October 9, 2021 Essay | Systemic Racism?
Many Americans bristle at the idea that there is systemic racism in the United States; the understanding that public policies and socio-economic realities work together to perpetuate inequities between racial groups. Sadly, ample evidence is available to confirm its existence.
One of the most significant contributing factors to the enormous wealth gap between Black and White families is the rate of homeownership and the values of those homes. Black Americans who achieve the dream of homeownership often face the pernicious impact of lower appraisals for their homes in comparison to comparable homes owned by Whites. A 2018 study from the Brookings Institution found that homes in majority-Black neighborhoods were appraised for 23% less than properties in mostly White neighborhoods – even when the homes were of similar quality and with similar amenities. The study estimated that homes in majority-Black neighborhoods are undervalued by $48,000 per home on average, leading to a $156 billion cumulative loss in value nationwide. In Jacksonville, Florida, a White husband and a Black wife had their home in a predominantly White neighborhood appraised twice. The second appraisal was 40% higher than the first. The second occurred when only the White husband was at home and all evidence of a mixed-race family was removed from their house. Another mixed-race family in Hartford, Connecticut, had a similar experience and employed the same strategy. Their second appraisal came in $160,000 higher, which better reflected the actual selling price of their home.

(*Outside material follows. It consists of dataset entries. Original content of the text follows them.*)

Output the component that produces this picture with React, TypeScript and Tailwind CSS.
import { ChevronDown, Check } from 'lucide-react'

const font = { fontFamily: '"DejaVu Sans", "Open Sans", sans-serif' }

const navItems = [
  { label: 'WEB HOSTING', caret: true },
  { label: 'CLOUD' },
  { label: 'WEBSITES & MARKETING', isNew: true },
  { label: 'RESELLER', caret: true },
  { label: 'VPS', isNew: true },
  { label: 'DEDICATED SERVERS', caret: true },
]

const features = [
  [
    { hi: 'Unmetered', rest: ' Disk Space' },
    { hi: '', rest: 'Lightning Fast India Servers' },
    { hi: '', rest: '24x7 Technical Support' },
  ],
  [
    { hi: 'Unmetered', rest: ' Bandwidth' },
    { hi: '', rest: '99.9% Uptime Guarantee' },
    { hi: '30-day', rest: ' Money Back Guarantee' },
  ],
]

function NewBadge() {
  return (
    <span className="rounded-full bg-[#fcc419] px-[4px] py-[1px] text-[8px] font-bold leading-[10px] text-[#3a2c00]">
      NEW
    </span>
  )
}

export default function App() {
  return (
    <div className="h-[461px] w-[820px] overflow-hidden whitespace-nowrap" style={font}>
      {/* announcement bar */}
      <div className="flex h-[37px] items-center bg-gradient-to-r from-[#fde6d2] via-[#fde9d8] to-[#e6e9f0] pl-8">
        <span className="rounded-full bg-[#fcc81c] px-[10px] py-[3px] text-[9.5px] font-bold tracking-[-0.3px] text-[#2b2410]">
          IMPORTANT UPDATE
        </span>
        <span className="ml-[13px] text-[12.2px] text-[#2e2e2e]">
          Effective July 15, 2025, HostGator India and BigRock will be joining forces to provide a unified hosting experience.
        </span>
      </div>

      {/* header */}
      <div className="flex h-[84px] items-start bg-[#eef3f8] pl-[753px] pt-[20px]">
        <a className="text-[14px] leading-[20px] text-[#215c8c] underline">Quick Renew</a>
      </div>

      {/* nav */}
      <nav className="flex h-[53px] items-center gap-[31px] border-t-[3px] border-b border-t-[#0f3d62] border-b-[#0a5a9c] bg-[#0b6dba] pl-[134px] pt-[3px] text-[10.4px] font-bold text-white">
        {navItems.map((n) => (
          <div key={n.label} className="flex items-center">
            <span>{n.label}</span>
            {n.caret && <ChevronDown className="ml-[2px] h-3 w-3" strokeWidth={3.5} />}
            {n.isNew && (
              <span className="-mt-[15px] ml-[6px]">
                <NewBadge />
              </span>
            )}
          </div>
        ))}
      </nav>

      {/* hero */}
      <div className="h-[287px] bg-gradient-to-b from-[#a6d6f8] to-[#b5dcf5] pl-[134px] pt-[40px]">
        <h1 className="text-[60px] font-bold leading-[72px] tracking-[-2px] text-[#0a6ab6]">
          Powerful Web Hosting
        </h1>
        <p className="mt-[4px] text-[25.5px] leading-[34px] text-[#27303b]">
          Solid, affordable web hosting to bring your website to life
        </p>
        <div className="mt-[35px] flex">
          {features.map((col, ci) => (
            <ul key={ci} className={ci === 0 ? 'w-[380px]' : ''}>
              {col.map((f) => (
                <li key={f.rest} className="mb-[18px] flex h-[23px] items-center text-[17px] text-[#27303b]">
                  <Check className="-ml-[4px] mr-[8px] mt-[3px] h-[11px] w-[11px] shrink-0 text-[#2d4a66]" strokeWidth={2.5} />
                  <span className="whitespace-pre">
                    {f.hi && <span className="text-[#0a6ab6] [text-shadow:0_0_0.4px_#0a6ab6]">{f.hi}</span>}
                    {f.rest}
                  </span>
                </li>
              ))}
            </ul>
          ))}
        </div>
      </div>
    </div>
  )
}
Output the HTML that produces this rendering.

Why is a New York City summer a greater health hazard to persons of color? Timon McPhearson, a researcher at the Urban Systems Lab at the New School, has spent a decade studying the disproportionate impact that heat has on Black and Brown neighborhoods where a lack of tree cover and green space creates “urban heat islands” whose air temperature can be two to four degrees warmer than neighboring areas, with the difference in surface temperatures considerably greater than that. The areas most likely to be urban heat islands are in Harlem, the South Bronx, and Manhattan’s Lower East Side – all areas that historically were marked by government disinvestment and neglect. In these neighborhoods, persons suffer from high rates of obesity, asthma, and cardiovascular disease, all of which have roots in socio-economic factors to which public policies contributed, and all of which exacerbate the risks of high heat. African Americans in the city are twice as likely to die from heat exposure as White New Yorkers, according to the city’s health department. On a summer day this past August, the sidewalk temperature on well-shaded 94th Street on the West Side was 84 degrees, while directly across town in East Harlem, the sidewalk temperature was a blistering 115.
For years, FEMA has required applicants for disaster aid to provide a deed or other formal proof of homeownership to receive assistance. This policy denied assistance to thousands of Southern families seeking grants for repairs after disasters destroyed their homes. More than a third of Black-owned land in the South is passed down informally. Land handed down in such a manner becomes heirs’ property, a type of ownership in which families hold property collectively. This became a necessity after the Civil War when Blacks, attempting to acquire property, were met by violence, swindles, and an inability to register titles. Only after investigative reporters highlighted this disparity did FEMA finally act to modify the rule so that families could access aid through a process of self-certification of ownership.
Only if we admit the reality of systemic racism can we hope to uproot it and so create a society of equity and justice for all.